------ PROVIDED MATERIAL ------

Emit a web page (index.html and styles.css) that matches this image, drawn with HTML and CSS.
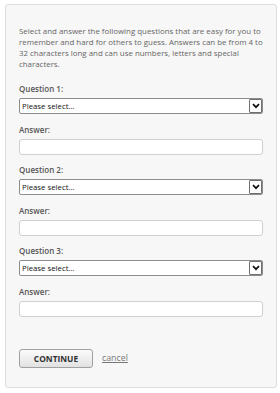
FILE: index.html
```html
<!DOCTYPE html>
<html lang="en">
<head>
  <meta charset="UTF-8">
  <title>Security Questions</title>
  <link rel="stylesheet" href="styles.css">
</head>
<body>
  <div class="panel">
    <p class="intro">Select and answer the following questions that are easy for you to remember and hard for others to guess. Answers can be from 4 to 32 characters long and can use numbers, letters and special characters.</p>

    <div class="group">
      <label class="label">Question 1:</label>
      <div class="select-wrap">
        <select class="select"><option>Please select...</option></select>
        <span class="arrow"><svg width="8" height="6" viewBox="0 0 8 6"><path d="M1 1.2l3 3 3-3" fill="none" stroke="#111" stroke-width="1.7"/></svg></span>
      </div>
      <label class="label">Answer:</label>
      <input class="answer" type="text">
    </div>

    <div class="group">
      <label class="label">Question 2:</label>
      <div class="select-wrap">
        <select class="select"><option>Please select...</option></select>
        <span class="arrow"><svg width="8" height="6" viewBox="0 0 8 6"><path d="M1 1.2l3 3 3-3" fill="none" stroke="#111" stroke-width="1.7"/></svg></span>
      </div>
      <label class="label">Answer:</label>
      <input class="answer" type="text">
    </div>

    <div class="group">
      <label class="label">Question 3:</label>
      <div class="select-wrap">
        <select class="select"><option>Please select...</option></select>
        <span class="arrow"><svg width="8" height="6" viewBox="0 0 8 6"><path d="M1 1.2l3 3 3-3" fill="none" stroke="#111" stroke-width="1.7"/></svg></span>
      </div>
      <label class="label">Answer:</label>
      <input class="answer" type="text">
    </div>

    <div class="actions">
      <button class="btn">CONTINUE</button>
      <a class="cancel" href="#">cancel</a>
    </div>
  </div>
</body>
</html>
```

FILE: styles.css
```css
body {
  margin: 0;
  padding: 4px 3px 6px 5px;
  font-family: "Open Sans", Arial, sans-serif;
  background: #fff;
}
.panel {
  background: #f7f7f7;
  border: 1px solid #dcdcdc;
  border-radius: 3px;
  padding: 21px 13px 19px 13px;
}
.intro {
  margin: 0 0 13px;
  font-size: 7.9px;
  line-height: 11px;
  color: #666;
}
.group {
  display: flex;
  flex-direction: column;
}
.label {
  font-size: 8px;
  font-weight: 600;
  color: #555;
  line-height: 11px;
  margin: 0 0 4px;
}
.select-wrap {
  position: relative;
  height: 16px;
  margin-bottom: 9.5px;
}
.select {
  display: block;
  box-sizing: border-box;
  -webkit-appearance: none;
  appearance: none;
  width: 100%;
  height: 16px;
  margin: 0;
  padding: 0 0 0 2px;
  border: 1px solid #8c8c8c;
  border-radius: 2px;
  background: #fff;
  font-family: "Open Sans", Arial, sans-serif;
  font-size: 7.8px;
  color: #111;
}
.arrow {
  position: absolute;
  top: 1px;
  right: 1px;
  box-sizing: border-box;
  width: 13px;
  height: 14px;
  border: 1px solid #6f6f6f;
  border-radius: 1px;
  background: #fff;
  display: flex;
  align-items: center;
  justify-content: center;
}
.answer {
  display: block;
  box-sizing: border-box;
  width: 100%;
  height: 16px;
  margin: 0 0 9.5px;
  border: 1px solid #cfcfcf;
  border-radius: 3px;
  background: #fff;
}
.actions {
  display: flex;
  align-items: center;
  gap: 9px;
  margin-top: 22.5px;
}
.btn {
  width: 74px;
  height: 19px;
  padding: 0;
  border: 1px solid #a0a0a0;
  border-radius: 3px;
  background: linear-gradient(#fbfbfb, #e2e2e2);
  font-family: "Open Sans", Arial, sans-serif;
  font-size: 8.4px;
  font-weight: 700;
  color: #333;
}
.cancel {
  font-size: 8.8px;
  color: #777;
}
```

------

- _YOUR INSTRUCTIONS_:
Give every line back word for word and leave the pictures out.

- _OUTPUT FOR THIS TASK_:
Emit a web page (index.html and styles.css) that matches this image, drawn with HTML and CSS.
FILE: index.html
```html
<!DOCTYPE html>
<html lang="en">
<head>
  <meta charset="UTF-8">
  <title>Security Questions</title>
  <link rel="stylesheet" href="styles.css">
</head>
<body>
  <div class="panel">
    <p class="intro">Select and answer the following questions that are easy for you to remember and hard for others to guess. Answers can be from 4 to 32 characters long and can use numbers, letters and special characters.</p>

    <div class="group">
      <label class="label">Question 1:</label>
      <div class="select-wrap">
        <select class="select"><option>Please select...</option></select>
        <span class="arrow"><svg width="8" height="6" viewBox="0 0 8 6"><path d="M1 1.2l3 3 3-3" fill="none" stroke="#111" stroke-width="1.7"/></svg></span>
      </div>
      <label class="label">Answer:</label>
      <input class="answer" type="text">
    </div>

    <div class="group">
      <label class="label">Question 2:</label>
      <div class="select-wrap">
        <select class="select"><option>Please select...</option></select>
        <span class="arrow"><svg width="8" height="6" viewBox="0 0 8 6"><path d="M1 1.2l3 3 3-3" fill="none" stroke="#111" stroke-width="1.7"/></svg></span>
      </div>
      <label class="label">Answer:</label>
      <input class="answer" type="text">
    </div>

    <div class="group">
      <label class="label">Question 3:</label>
      <div class="select-wrap">
        <select class="select"><option>Please select...</option></select>
        <span class="arrow"><svg width="8" height="6" viewBox="0 0 8 6"><path d="M1 1.2l3 3 3-3" fill="none" stroke="#111" stroke-width="1.7"/></svg></span>
      </div>
      <label class="label">Answer:</label>
      <input class="answer" type="text">
    </div>

    <div class="actions">
      <button class="btn">CONTINUE</button>
      <a class="cancel" href="#">cancel</a>
    </div>
  </div>
</body>
</html>
```

FILE: styles.css
```css
body {
  margin: 0;
  padding: 4px 3px 6px 5px;
  font-family: "Open Sans", Arial, sans-serif;
  background: #fff;
}
.panel {
  background: #f7f7f7;
  border: 1px solid #dcdcdc;
  border-radius: 3px;
  padding: 21px 13px 19px 13px;
}
.intro {
  margin: 0 0 13px;
  font-size: 7.9px;
  line-height: 11px;
  color: #666;
}
.group {
  display: flex;
  flex-direction: column;
}
.label {
  font-size: 8px;
  font-weight: 600;
  color: #555;
  line-height: 11px;
  margin: 0 0 4px;
}
.select-wrap {
  position: relative;
  height: 16px;
  margin-bottom: 9.5px;
}
.select {
  display: block;
  box-sizing: border-box;
  -webkit-appearance: none;
  appearance: none;
  width: 100%;
  height: 16px;
  margin: 0;
  padding: 0 0 0 2px;
  border: 1px solid #8c8c8c;
  border-radius: 2px;
  background: #fff;
  font-family: "Open Sans", Arial, sans-serif;
  font-size: 7.8px;
  color: #111;
}
.arrow {
  position: absolute;
  top: 1px;
  right: 1px;
  box-sizing: border-box;
  width: 13px;
  height: 14px;
  border: 1px solid #6f6f6f;
  border-radius: 1px;
  background: #fff;
  display: flex;
  align-items: center;
  justify-content: center;
}
.answer {
  display: block;
  box-sizing: border-box;
  width: 100%;
  height: 16px;
  margin: 0 0 9.5px;
  border: 1px solid #cfcfcf;
  border-radius: 3px;
  background: #fff;
}
.actions {
  display: flex;
  align-items: center;
  gap: 9px;
  margin-top: 22.5px;
}
.btn {
  width: 74px;
  height: 19px;
  padding: 0;
  border: 1px solid #a0a0a0;
  border-radius: 3px;
  background: linear-gradient(#fbfbfb, #e2e2e2);
  font-family: "Open Sans", Arial, sans-serif;
  font-size: 8.4px;
  font-weight: 700;
  color: #333;
}
.cancel {
  font-size: 8.8px;
  color: #777;
}
```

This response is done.